I've actually got a few questions here, some I think I've been reasonably succesful in - others I don't know where to begin. I really am confused by some of this stuff, so a nudge in the right direction would be great. I know my lecturer will probably find and read this - (It's not your fault! I've been preoccupied with other subjects :( Probably too much so.)
On the other hand - this means that I will certainly be re-writing/calculating these solutions to I remain anonymous. In other words - If you take the time to help me with this I'll certainly be learning from you :)
Question 1 [20 marks] - Attempted solution below.
In one of the lectures, a recent experiment showing the interference of buckminsterfullerene (C60)
molecules using a double slit apparatus was discussed.
(a) If the average velocity of the C60 molecules is v = 200 m/s, calculate the de Broglie
wavelength for a C60 molecule.
(b) If the C60 particles are incident on two 50 nm slits with a center-to-center separation of 100
nm, what is the distance between the first two maxima deposited on a screen located 2 m
behind the slits. Given that the resolution limit of optical microscopy is comparable to the
wavelength, would you be able to resolve the maxima optically using this set-up?
(c) Suppose one wanted to attempt the Davisson-Germer experiment with C60, and planned to ionise the C60 to C60 2− and then use a potential difference to accelerate the C60 molecule to a velocity sufficient to achieve a wavelength λ = 1.65 Å. How large a potential difference V would be needed to do this?
Question 2 [10 marks]
You wish to study a crystal’s structure by diffracting thermal, non-relativistic neutrons from the
crystal, so you go to a nuclear reactor and set up your diffraction experiment on one of the neutron
beam-lines. The neutrons emerge from the reactor with a range of wavelengths (i.e., a range of
energies/momenta), so you use a ‘chopper’ to select neutrons of a certain wavelength.
The simplest chopper consists of two disks made from a highly neutron absorbing material,
mounted on an axle. The disks are 2 m apart. In each disk is a small slot (to let the neutrons
through). There is an offset of 10° between the two slots and the chopper rotates rapidly.
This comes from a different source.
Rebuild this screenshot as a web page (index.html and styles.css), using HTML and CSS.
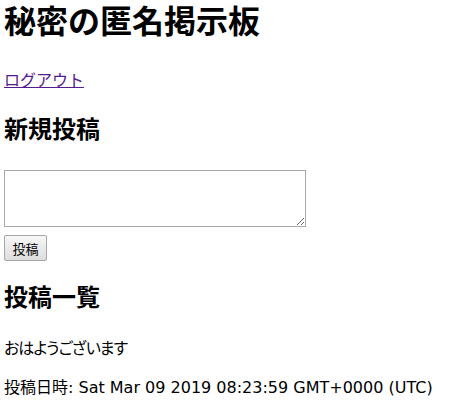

The distance between the planes of atoms in the diffracting crystal is 1.73Å and you observe strong
diffraction when the angle between the incident and diffracted neutron beams is 163°. Calculate the
minimum rotational speed of the chopper in revolutions per minute.
Question 3 [15 marks]
(a) Rayleigh’s criterion is used to determine when two objects are resolvable by a lens of
diameter d. The angular separation of the objects must be at least θ R where:
θ(subscript r) = 1.22*(λ/d)
In order to resolve two objects 4000 nm apart at a distance of 20 cm with a lens of diameter 5
cm, what energy (i) photons and (ii) electrons should be used?
Is this consistent with the uncertainty principle? Explain briefly and support with numerical
estimates if required.
(b) Assume that the uncertainty in the position of a particle is equal to its de Broglie wavelength.
Show that the uncertainty in its velocity is equal to or greater than 1/(4π) times its velocity.
(included in the questions above)
The Attempt at a Solution
A) λ=h/p=h/mv=(6.626 068 96 *(10)^(-34))/(200*(720.66*1.660538782*(10)^(-27) ) )=2.768512669*(10)^(-12) Meters
B) x=(n*λ*L)/d=(n*2.768512669*(10)^(-12)*2)/(50*(10)^(-9) )
Sub in n=1 and n=2, and find the difference:
(2*2.768512669*(10)^(-12)*2)/(100*(10)^(-9) )-(1*2.768512669*(10)^(-12)*2)/(100*(10)^(-9) )=5.537025342*(10)^(-5) Meters
Given the limit of optical microscopy is comparable to the wavelength of this particular particle then it is reasonable to assume that you would be able to resolve the maxima optically using this setup as the distance is several orders of magnitude larger.
C) 1/λ=√((2*m*e*V) )/h
∴ V = (1/2)*h^2/(λ^2*m*e)=0.00004217267763volts
As for 2 and 3, I am genuinely stumped for the moment. I'll continue doing some more work on them as I wait for a reply, But I've been stuck on these for quite some time now. Please find it in your soul to help out an undergrad who screwed up his time management :)
These are due on thursday, so I've got a little time yet.